The leadership transition at Walmart also marked a turning point. Earlier this year, John Furner, 51, succeeded Doug McMillon as CEO. Under McMillon, Walmart aggressively pivoted toward a "tech-first" strategy, including high-profile AI partnerships with OpenAI and Alphabet. However, as Furner takes the helm, the company faces a "K-shaped" economic reality where gains in market share from high-income households are offset by restraint among lower-income shoppers. In contrast, Amazon CEO Andy Jassy has overseen a period where non-retail segments, particularly Amazon Web Services (AWS), have provided the high-margin capital necessary to subsidize aggressive logistics expansion.
Analyzing the causes of this shift reveals that Amazon is no longer merely a retailer. According to Modern Retail, AWS generated approximately $128.7 billion in 2025, providing the operating income required to weather the thin margins of global shipping. Furthermore, Amazon’s advertising unit has become a juggernaut, surpassing $68 billion in annual revenue—more than ten times the size of Walmart’s nascent Connect ad business. This multi-pronged revenue model allowed Amazon to capture 40% of all U.S. online retail spending while simultaneously becoming a critical infrastructure provider for the internet.
Walmart’s defense has centered on its undisputed crown in the grocery sector, which accounts for roughly 60% of its sales. According to data from Numerator, Walmart maintains a 21% share of the U.S. grocery market, while Amazon and its subsidiary Whole Foods Market hold less than 4% combined. However, Amazon is now aggressively targeting this final frontier. The company recently announced plans to open over 100 new Whole Foods locations and is testing "Amazon Now," a 30-minute delivery service for perishables in select markets. By mirroring Walmart’s big-box supercenter model in suburban areas like Chicago, Amazon is attempting to bridge the gap between digital convenience and physical necessity.
The impact of this shift extends beyond simple rankings; it reflects a broader transformation in the global economy where data and services are more valuable than physical inventory turnover. Amazon’s projected capital expenditure of $200 billion for 2026—predominantly directed toward AI and AWS infrastructure—dwarfs the investment capacity of traditional retailers. This suggests that the gap between the two giants may widen further as AI-driven logistics and personalized advertising become the primary drivers of top-line growth.

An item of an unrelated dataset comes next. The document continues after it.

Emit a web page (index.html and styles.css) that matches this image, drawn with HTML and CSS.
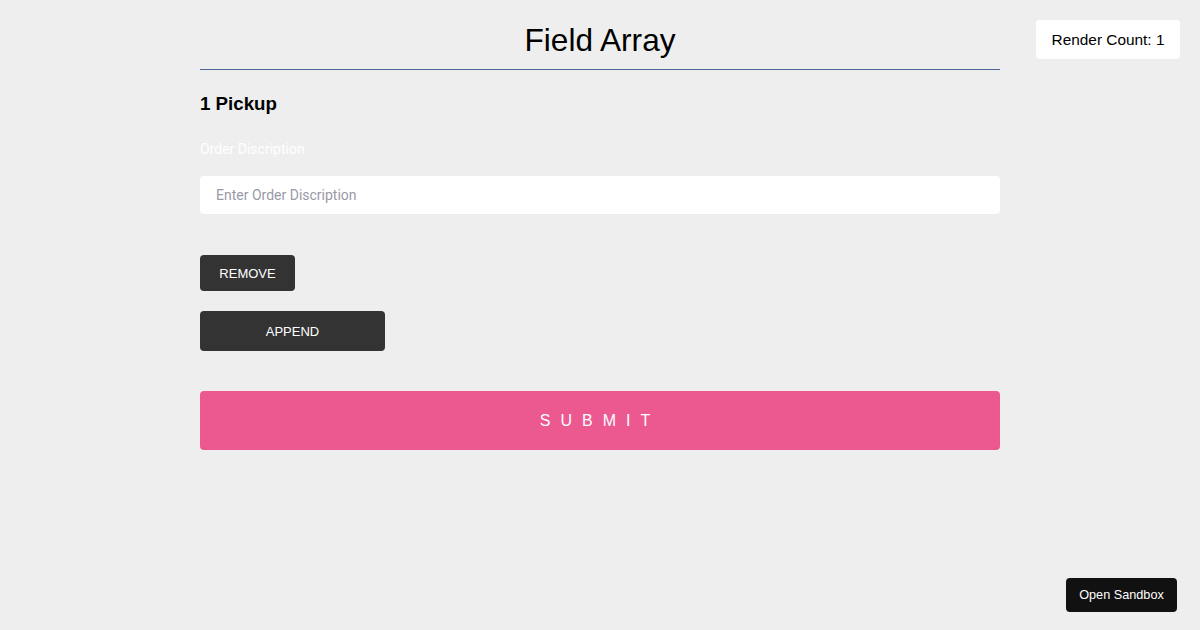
FILE: index.html
```html
<!DOCTYPE html>
<html lang="en">
<head>
  <meta charset="UTF-8" />
  <title>Field Array</title>
  <link rel="stylesheet" href="styles.css">
</head>
<body>
  <div class="render-count">Render Count: 1</div>

  <form class="field-form">
    <h1 class="form-title">Field Array</h1>

    <section class="field-item">
      <h4 class="item-title">1 Pickup</h4>
      <label class="field-label" for="order-1">Order Discription</label>
      <input type="text" id="order-1" class="field-input" placeholder="Enter Order Discription" />
      <button type="button" class="btn btn-remove">REMOVE</button>
    </section>

    <button type="button" class="btn btn-append">APPEND</button>
    <button type="submit" class="btn-submit">SUBMIT</button>
  </form>

  <a href="#" class="sandbox-link">Open Sandbox</a>
</body>
</html>
```

FILE: styles.css
```css
*, *::before, *::after {
  box-sizing: border-box;
}

body {
  margin: 0;
  min-height: 100vh;
  background: #eee;
  color: #000;
  font-family: "Liberation Sans", Arial, sans-serif;
}

.field-form {
  width: 800px;
  margin: 0 auto;
  display: flex;
  flex-direction: column;
  align-items: flex-start;
}

.form-title {
  align-self: stretch;
  margin: 20px 0 0;
  padding-bottom: 9px;
  font-size: 31.6px;
  line-height: 40px;
  font-weight: 400;
  text-align: center;
  border-bottom: 1px solid #4f6294;
}

.field-item {
  align-self: stretch;
  display: flex;
  flex-direction: column;
  align-items: flex-start;
}

.item-title {
  margin: 22px 0 0;
  font-size: 18.72px;
  line-height: 24px;
  font-weight: 700;
}

.field-label {
  margin-top: 23px;
  font-family: Roboto, "Liberation Sans", sans-serif;
  font-size: 14px;
  line-height: 20px;
  color: #fff;
}

.field-input {
  align-self: stretch;
  margin-top: 17px;
  height: 38px;
  padding: 0 16px;
  border: none;
  border-radius: 4px;
  background: #fff;
  font-family: Roboto, "Liberation Sans", sans-serif;
  font-size: 14px;
  color: #000;
}

.field-input::placeholder {
  color: #9a9aa6;
}

.btn {
  border: none;
  border-radius: 4px;
  background: #333;
  color: #fff;
  font-family: "Liberation Sans", Arial, sans-serif;
  font-size: 13px;
  cursor: pointer;
}

.btn-remove {
  margin-top: 41px;
  width: 95px;
  height: 36px;
}

.btn-append {
  margin-top: 20px;
  width: 185px;
  height: 40px;
}

.btn-submit {
  align-self: stretch;
  margin-top: 40px;
  height: 59px;
  border: none;
  border-radius: 4px;
  background: #ec5990;
  color: #fff;
  font-family: "Liberation Sans", Arial, sans-serif;
  font-size: 16px;
  letter-spacing: 10px;
  cursor: pointer;
}

.render-count {
  position: fixed;
  top: 20px;
  right: 20px;
  width: 144px;
  height: 39px;
  display: flex;
  align-items: center;
  justify-content: center;
  background: #fff;
  border-radius: 4px;
  font-size: 15.4px;
}

.sandbox-link {
  position: fixed;
  right: 23px;
  bottom: 18px;
  width: 111px;
  height: 34px;
  display: flex;
  align-items: center;
  justify-content: center;
  background: #111;
  border-radius: 4px;
  color: #fff;
  text-decoration: none;
  font-size: 12.7px;
}
```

Looking forward, the rivalry is expected to intensify in the realm of artificial intelligence. While Walmart has integrated ChatGPT and Gemini into its shopping apps to assist customers, Amazon is building the underlying LLM (Large Language Model) infrastructure that other businesses rely on. The future of the Fortune 500 will likely be defined by which company can best integrate the "last mile" of physical delivery with the "first mile" of predictive AI. For now, the era of the big-box store as the undisputed king of commerce has ended, replaced by the era of the integrated digital ecosystem.